All I can do for the committee and brothers Blair and Shippy to recompense them for their kind remembrance of me is to pray that our Heavenly Father will bless them both temporally and spiritually and that the records which I was the then humble instrument in saving may be in their hand a perfect shield to parry off all the malignant thrusts of the enemies of the truth you say news to me. Why? I have none. I do not believe I have any of any kind, not even lies. I believe the tattlers have all got tired of telling me anything I cannot tell. Why? Unless it is because they have to tell somebody else their tales before they can get them into circulation.

It may be interesting to you that Mr. Waldenmyer and M.M. Mornell have gone to Springfield to get a charter for our railroad.
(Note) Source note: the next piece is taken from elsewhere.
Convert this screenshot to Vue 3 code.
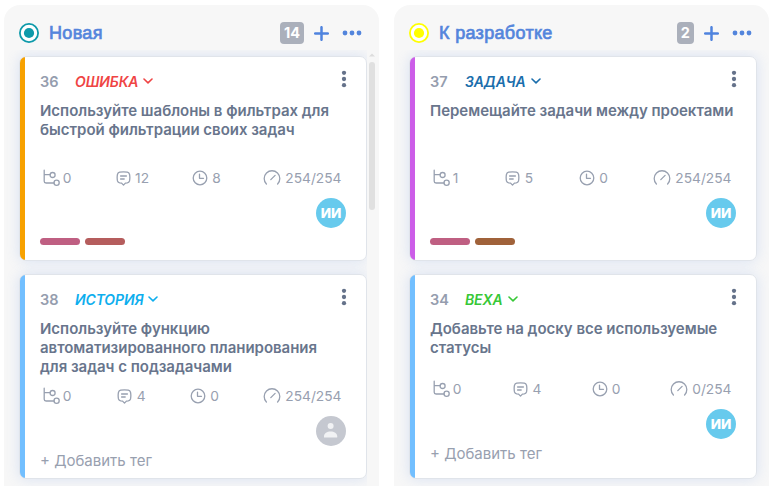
<script setup>
const columns = [
  {
    name: 'Новая', color: '#0e9aaa', count: 14, scroll: true,
    cards: [
      { id: 36, type: 'ОШИБКА', typeColor: '#ef4444', bar: '#f7a100', title: 'Используйте шаблоны в фильтрах для быстрой фильтрации своих задач', stats: ['0', '12', '8', '254/254'], offset: 28, user: 'ИИ', tags: ['#bf5f82', '#b55d5d'] },
      { id: 38, type: 'ИСТОРИЯ', typeColor: '#0daeee', bar: '#72bfff', title: 'Используйте функцию автоматизированного планирования для задач с подзадачами', stats: ['0', '4', '0', '254/254'], offset: 9, user: '', tags: [] },
    ],
  },
  {
    name: 'К разработке', color: '#ffff00', count: 2, scroll: false,
    cards: [
      { id: 37, type: 'ЗАДАЧА', typeColor: '#1b6eac', bar: '#cc5de8', title: 'Перемещайте задачи между проектами', stats: ['1', '5', '0', '254/254'], offset: 47, user: 'ИИ', tags: ['#bf5f82', '#a0623a'] },
      { id: 34, type: 'ВЕХА', typeColor: '#37c837', bar: '#72bfff', title: 'Добавьте на доску все используемые статусы', stats: ['0', '4', '0', '0/254'], offset: 21, user: 'ИИ', tags: [] },
    ],
  },
]
</script>

<template>
  <main class="board">
    <section v-for="col in columns" :key="col.name" class="column">
      <header class="head">
        <svg class="status" viewBox="0 0 20 20" :style="{ color: col.color }">
          <circle cx="10" cy="10" r="9.1" fill="#fff" stroke="currentColor" stroke-width="1.8" />
          <circle cx="10" cy="10" r="5.1" fill="currentColor" />
        </svg>
        <h2>{{ col.name }}</h2>
        <span class="count">{{ col.count }}</span>
        <svg class="plus" viewBox="0 0 15 15"><path d="M7.5 1.2v12.6M1.2 7.5h12.6" /></svg>
        <svg class="more" viewBox="0 0 20 6">
          <circle cx="3" cy="3" r="2.4" /><circle cx="10" cy="3" r="2.4" /><circle cx="17" cy="3" r="2.4" />
        </svg>
      </header>
      <div class="body">
        <div class="list" :class="{ narrow: col.scroll }">
          <article v-for="card in col.cards" :key="card.id" class="card" :style="{ '--bar': card.bar }">
            <div class="top">
              <span class="id">{{ card.id }}</span>
              <span class="type" :style="{ color: card.typeColor }">
                {{ card.type }}
                <svg class="chev" viewBox="0 0 10 6"><path d="M1 1l4 3.8L9 1" /></svg>
              </span>
              <svg class="kebab" viewBox="0 0 6 18">
                <circle cx="3" cy="2.8" r="2.15" /><circle cx="3" cy="9" r="2.15" /><circle cx="3" cy="15.2" r="2.15" />
              </svg>
            </div>
            <h3>{{ card.title }}</h3>
            <div class="stats" :style="{ marginTop: card.offset + 'px' }">
              <span class="stat tree">
                <svg width="18" height="18" viewBox="0 0 18 18">
                  <path d="M1.2 1.2v11c0 1 .7 1.8 1.8 1.8h8.2M1.2 5.7h6" />
                  <circle cx="9.6" cy="6" r="2.5" /><circle cx="13.6" cy="13.8" r="2.6" />
                </svg>{{ card.stats[0] }}
              </span>
              <span class="stat talk">
                <svg width="15" height="16" viewBox="0 0 15 16">
                  <path d="M3.7 2.2Q7.5 1.4 11.3 2.2Q13 2.6 13.5 4.2Q14.2 7.6 13.5 11Q13 12.6 11.3 12.9L9.4 13.1L7.5 15.1L5.6 13.1L3.7 12.9Q2 12.6 1.5 11Q.8 7.6 1.5 4.2Q2 2.6 3.7 2.2Z" />
                  <path d="M4.6 6h5.8M4.6 9h3.6" />
                </svg>{{ card.stats[1] }}
              </span>
              <span class="stat clock">
                <svg width="16" height="16" viewBox="0 0 16 16">
                  <circle cx="8" cy="8" r="6.8" /><path d="M7.5 4.2v4.1h4" />
                </svg>{{ card.stats[2] }}
              </span>
              <span class="stat gauge">
                <svg width="18" height="16" viewBox="0 0 18 16">
                  <path d="M3.4 14A7.8 7.8 0 1 1 14.6 14M7.8 9.6l4.3-4.2" />
                </svg>{{ card.stats[3] }}
              </span>
            </div>
            <div class="people">
              <span v-if="card.user" class="avatar">{{ card.user }}</span>
              <span v-else class="avatar empty">
                <svg viewBox="0 0 30 30"><circle cx="14.6" cy="10" r="3" /><path d="M8 21.5v-1.2c0-3 3-4.8 6.6-4.8s6.6 1.8 6.6 4.8v1.2z" /></svg>
              </span>
            </div>
            <div v-if="card.tags.length" class="tags">
              <i v-for="tag in card.tags" :key="tag" :style="{ background: tag }"></i>
            </div>
            <div v-else class="add">+ Добавить тег</div>
          </article>
        </div>
        <div v-if="col.scroll" class="scroll">
          <svg viewBox="0 0 6 4"><path d="M0 3.5L3 .5l3 3z" /></svg>
          <span></span>
        </div>
      </div>
    </section>
  </main>
</template>

<style>
body { background: #fff; overflow: hidden; }
</style>

<style scoped>
* { box-sizing: border-box; }
.board { display: flex; gap: 15px; height: 486px; padding: 5px 8px 0 4px; font-family: Inter, sans-serif; }
.column { display: flex; flex-direction: column; width: 375px; background: #f7f7f7; border-radius: 16px 16px 0 0; overflow: hidden; }
.head { display: flex; align-items: center; flex: none; height: 45px; padding: 11px 17.5px 0 15px; }
.status { width: 20px; height: 20px; }
h2 { flex: 1; margin: 0 0 0 10px; font: 400 18px/22px "Liberation Sans", sans-serif; -webkit-text-stroke: .7px #5485dc; letter-spacing: .32px; color: #5485dc; white-space: nowrap; }
.count { height: 22px; padding: 0 4px; border-radius: 4px; background: #abb0bb; color: #fff; font: 700 14.5px/22px Inter, sans-serif; }
.plus { width: 15px; height: 15px; margin: 0 12.5px 0 10px; stroke: #4f83de; stroke-width: 2.5; stroke-linecap: round; }
.more { width: 20px; height: 6px; fill: #5385dc; }
.body { display: flex; flex: 1; min-height: 0; }
.list { display: flex; flex-direction: column; gap: 13px; flex: 1; padding: 6px 12px 0 15px; overflow: hidden; }
.narrow { flex: none; width: 363px; padding-right: 0; }
.card { position: relative; display: flex; flex-direction: column; flex: none; height: 205px; padding: 13px 20px 0; border: 1px solid #e0e4ea; border-radius: 7px; background: linear-gradient(90deg, var(--bar) 5px, #fff 5px); box-shadow: 0 0 14px rgba(100, 145, 230, .2); }
.top { display: flex; align-items: center; height: 22px; }
.id { width: 35px; color: #959dae; font-size: 14.5px; font-weight: 600; }
.type { display: flex; align-items: center; gap: 5px; flex: 1; padding-top: 1px; font-size: 14px; letter-spacing: -.13px; font-weight: 600; font-style: italic; }
.chev { width: 10px; height: 6px; margin-bottom: 1px; fill: none; stroke: currentColor; stroke-width: 1.6; stroke-linecap: round; stroke-linejoin: round; }
.kebab { width: 6px; height: 18px; margin: 0 -.6px 4px 0; fill: #65728a; }
h3 { width: 306px; margin: 9px 0 0; color: #68758c; font-size: 15px; letter-spacing: -.02px; line-height: 19px; font-weight: 600; }
.stats { display: flex; justify-content: space-between; align-items: center; flex: none; width: 301.5px; height: 22px; padding-left: 2.5px; }
.stat { display: flex; align-items: center; color: #98a0b0; font-size: 13.75px; line-height: 17px; }
.stat svg { fill: none; stroke: #98a0b0; stroke-width: 1.3; stroke-linecap: round; stroke-linejoin: round; }
.tree svg { margin-right: 2.3px; }
.talk svg { margin-right: 4.5px; }
.clock svg { margin-right: 4px; }
.gauge svg { margin-right: 4.5px; }
.talk, .clock { transform: translateX(1px); }
.people { display: flex; justify-content: flex-end; margin-top: 9px; }
.avatar { display: flex; justify-content: center; align-items: center; width: 30px; height: 30px; border-radius: 50%; background: #67caed; color: #fff; font: 800 13.5px Inter, sans-serif; }
.empty { background: #c5c8d0; }
.empty svg { width: 30px; height: 30px; fill: #f1f2f4; }
.tags { display: flex; gap: 5px; margin-top: 10px; }
.tags i { width: 40px; height: 7px; border-radius: 4px; }
.add { margin-top: 4px; color: #98a0af; font-size: 15px; line-height: 22px; }
.scroll { display: flex; flex-direction: column; align-items: center; width: 10px; padding-top: 3px; }
.scroll svg { width: 6px; height: 4px; fill: #ddd; }
.scroll span { width: 6px; height: 148px; margin-top: 5px; border-radius: 3px; background: #e0e0e0; }
</style>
It is reported that there is a convention called to meet at St. Louis on the first of Feb to take into consideration the construction of the Canal around the rapids, three delegates from Nauvoo ten from Warsaw ten from Keokuk, etc. etc. I have not seen the notice, but understand it is in the St. Louis Democrat; this sheet is longer than a gnat’s wing, but not large enough to take all I would like to send.

[upside down top of page 4] God keep my dear children all safe till I can see them all again. Your mother Emma Bidamon

[upside down top of page 3] Now Joseph fetch Carrie [Lucinda Smith] and Zaida [Viola Smith] down here in the spring and I will turn out Fredy and Vida to mach [sic] them in turning up matters and things while anyone is writing.